In the second half, those echoes got nearer and nearer. Tennessee whittled the lead to three points by the first TV timeout, and would never trail by more than three points thereafter, with Florida clinging to a slim lead or fighting to keep the Vols from building anything but one for much of the rest of the night.
While Anthony Duruji (16 points, six rebounds, but six turnovers) did plenty of work after intermission and little-used Tuongthach Gatkek worked tirelessly to hold the fort as Florida’s lone big for much of the period, Vols guards Zakai Zeigler and Kennedy Chandler (a combined 28 points) found ways to get into the lane and feed John Fulkerson (nine points off the bench), and Tennessee kept its hot shooting going, finishing with 11 made threes on 24 attempts.
Florida couldn’t match that shooting — it made 10 threes, but needed 33 attempts for them — and couldn’t consistently keep Tennessee from creating shots and free throws. The Vols’ 10 offensive rebounds were not outrageous, and Florida actually outscored Tennessee 28-20 in the paint, but the Vols shot 18 free throws to the often perimeter-bound Gators’ nine, making 17 of them.
And a couple of instances in the second half appeared to give Tennessee a greater disparity on the free throw line than it deserved. With Florida up three and just more than 10 minutes to play, McKissic was leapt into by Josiah-Jordan James, only to hear no whistle, sending Mike White into a rage; with just under a minute to go, Phlandrous Fleming appeared to grab a key defensive rebound and get fouled in a situation that would have sent him to the line for a one-and-one opportunity with a chance to cut Tennessee’s lead to two.
But that play — which came at the end of a possession that Tennessee was lucky to keep, with Florida appearing to bat the ball away for a steal only to have that ruled a deflection out of bounds seconds earlier — would be reviewed after a Tennessee timeout. And after the review, the foul Fleming drew was wiped out and replaced by a dubious hook-and-hold foul assessed on Duruji, leading to two free throws that Chandler sank to extend Tennessee’s lead to six.

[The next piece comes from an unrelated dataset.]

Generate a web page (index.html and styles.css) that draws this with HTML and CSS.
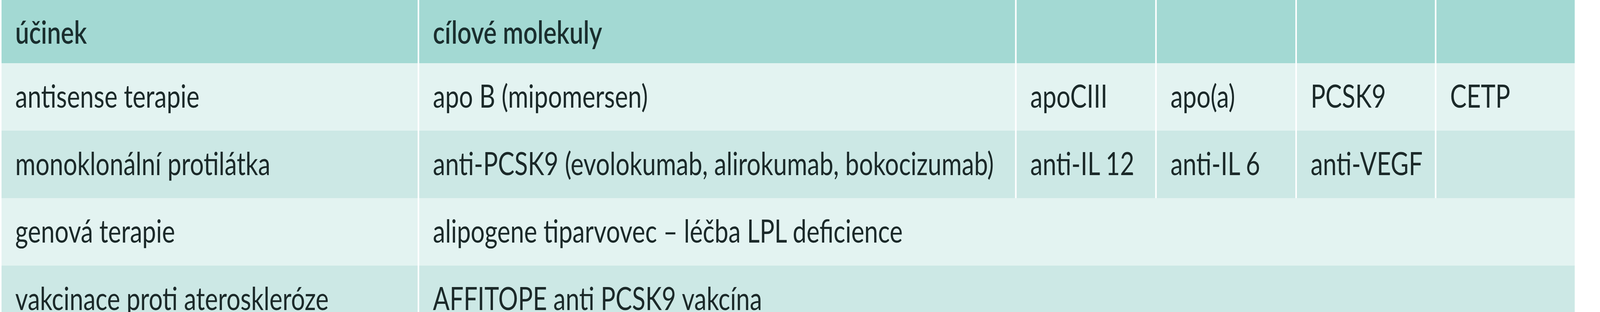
FILE: index.html
```html
<!DOCTYPE html>
<html lang="cs">
<head>
<meta charset="utf-8">
<title>Tabulka</title>
<link rel="stylesheet" href="styles.css">
</head>
<body>
<div class="sheet">
<table class="grid">
  <colgroup>
    <col class="c-effect">
    <col class="c-target">
    <col class="c-a">
    <col class="c-a">
    <col class="c-b">
    <col class="c-c">
  </colgroup>
  <thead>
    <tr class="head">
      <th>účinek</th>
      <th>cílové molekuly</th>
      <th></th>
      <th></th>
      <th></th>
      <th></th>
    </tr>
  </thead>
  <tbody>
    <tr class="light">
      <td>antisense terapie</td>
      <td>apo B (mipomersen)</td>
      <td>apoCIII</td>
      <td>apo(a)</td>
      <td>PCSK9</td>
      <td>CETP</td>
    </tr>
    <tr class="dark">
      <td>monoklonální protilátka</td>
      <td>anti-PCSK9 (evolokumab, alirokumab, bokocizumab)</td>
      <td>anti-IL 12</td>
      <td>anti-IL 6</td>
      <td>anti-VEGF</td>
      <td></td>
    </tr>
    <tr class="light">
      <td>genová terapie</td>
      <td colspan="5">alipogene tiparvovec – léčba LPL deficience</td>
    </tr>
    <tr class="dark">
      <td>vakcinace proti ateroskleróze</td>
      <td colspan="5">AFFITOPE anti PCSK9 vakcína</td>
    </tr>
  </tbody>
</table>
</div>
</body>
</html>
```

FILE: styles.css
```css
html, body {
  margin: 0;
  padding: 0;
  background: #ffffff;
}

.sheet {
  overflow: hidden;
}

/* The table is laid out at the source proportions and then
   narrowed to fit the 4096px-wide capture. */
.grid {
  table-layout: fixed;
  border-collapse: separate;
  border-spacing: 0;
  width: 5169px;
  font-family: Lato, "Liberation Sans", sans-serif;
  font-size: 81px;
  line-height: 1;
  color: #1b2929;
  transform: scaleX(0.7799);
  transform-origin: 0 0;
}

.c-effect { width: 1371px; }
.c-target { width: 1961px; }
.c-a { width: 460px; }
.c-b { width: 458px; }
.c-c { width: 459px; }

.grid th,
.grid td {
  border-left: 5px solid #ffffff;
  padding: 42px 8px 0 45px;
  vertical-align: top;
  text-align: left;
  white-space: nowrap;
  overflow: hidden;
}

.grid th {
  font-weight: 600;
  color: #1a2e2e;
  padding-top: 40px;
}

.head {
  height: 162px;
  background: #a3d9d3;
}

.light {
  height: 173px;
  background: #e3f3f1;
}

.dark {
  height: 173px;
  background: #cce8e5;
}
```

Even that would not fully kill the Gators: Appleby had another leaning corner three to throw in, and Florida missed a pair of shots with a chance to slice the lead to a single possession later in that final minute.
But on a night when chippiness from both teams was clear on the broadcast, and physical plays went uncalled on both sides, a swallowed whistle cost Florida three free throws — and a foul assessed after a play resulted in a four-attempt edge for Tennessee.

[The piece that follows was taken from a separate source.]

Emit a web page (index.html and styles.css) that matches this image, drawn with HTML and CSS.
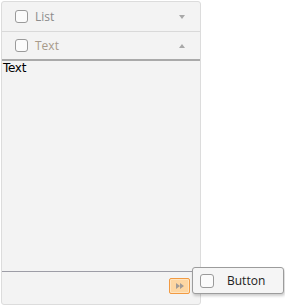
FILE: index.html
```html
<!DOCTYPE html>
<html lang="en">
    <head>
        <meta charset="UTF-8">
        <title>Panel</title>
        <link rel="stylesheet" href="styles.css">
    </head>
    <body>
        <div class="panel">
            <div class="head">
                <span class="check"></span>
                <span class="label">List</span>
                <span class="arrow down"></span>
            </div>
            <div class="head open">
                <span class="check"></span>
                <span class="label label-text">Text</span>
                <span class="arrow up"></span>
            </div>
            <div class="content">Text</div>
            <div class="footer">
                <button class="more">
                    <svg width="8" height="6" viewBox="0 0 8 6"><path d="M0 0L4 3L0 6Z M4 0L8 3L4 6Z" fill="#a09a96"/></svg>
                </button>
            </div>
        </div>

        <div class="popup">
            <span class="check"></span>
            <span class="popup-label">Button</span>
        </div>
    </body>
</html>
```

FILE: styles.css
```css
body { margin: 0; background: #fff; font-family: 'Open Sans', 'DejaVu Sans', sans-serif; }

.panel { margin: 1px 0 0 1px; width: 198px; height: 302px; border: 1px solid #dcdcdc; border-radius: 3px; background: #f3f3f3; display: flex; flex-direction: column; }

.head { height: 29px; display: flex; align-items: center; padding: 0 0 0 13px; border-bottom: 1px solid #d9d9d9; }
.head.open { height: 27px; border-bottom: 2px solid #a9a9a9; }

.check { width: 11px; height: 11px; border: 1px solid #9a9a9a; border-radius: 3px; background: #fbfbfb; box-sizing: content-box; }
.label { margin-left: 7px; font-size: 12px; color: #8c8c8c; flex: 1; }
.label-text { color: #a89a8a; }

.arrow { width: 0; height: 0; margin-right: 15px; border-left: 3px solid transparent; border-right: 3px solid transparent; }
.arrow.down { border-top: 4px solid #a8a8a8; }
.arrow.up { border-bottom: 4px solid #a8a8a8; }

.content { flex: 1; padding: 0 0 0 1px; font-size: 12px; line-height: 14px; color: #000; font-family: 'DejaVu Sans', sans-serif; letter-spacing: -0.3px; }

.footer { height: 33px; border-top: 1px solid #9d9da6; display: flex; justify-content: flex-end; align-items: flex-start; padding: 6px 10px 0 0; box-sizing: border-box; }

.more { width: 21px; height: 16px; padding: 0; border: 1px solid #f29a42; border-radius: 2px; background: #fdd6a2; box-shadow: inset 0 0 0 1px #fee4c0; display: flex; align-items: center; justify-content: center; }

.popup { position: absolute; left: 192px; top: 267px; width: 92px; height: 27px; border: 1px solid #9c9c9c; border-radius: 3px; background: #f5f5f5; box-shadow: 1px 2px 3px rgba(0, 0, 0, 0.2); display: flex; align-items: center; padding-left: 7px; box-sizing: border-box; }
.popup .check { width: 12px; height: 12px; }
.popup-label { margin-left: 13px; font-size: 12px; color: #222; }
```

And, yes, Florida could probably still have won this game, despite its depletion and the referees’ decisions. Had more of their threes fallen, or if they had been slightly more careful with the ball — Duruji and Appleby combined for 11 turnovers, Appleby’s five marring an otherwise superb 16-point, seven-assist night — the Gators could have threatened 80 points; if Tennessee, fairly mediocre at perimeter shooting this season, had regressed on its threes like Florida did, that could well have swung the outcome.
Hell, if Felder had been healthy enough to give more than the three unremarkable minutes he was forced to play to spell a winded Gatkek, maybe that’s all Florida would have needed to stage a stunning upset on Rocky Top.
But the bottom line is that Florida needed more to get a win than it had on offer.
And though the road gets slightly easier over the next two weeks, with the Gators returning home to play Oklahoma State in the conclusion of their sprint through five games in 11 days and facing some of the purportedly lesser squads of the SEC — Missouri, Ole Miss, and Georgia — after that, the Gators still probably need to do more than just win the games they’re supposed to win to make a run at the 2022 NCAA Tournament.
Without Colin Castleton, and with the statuses of other players up in the air, exactly how that might come to pass is truly hard to predict.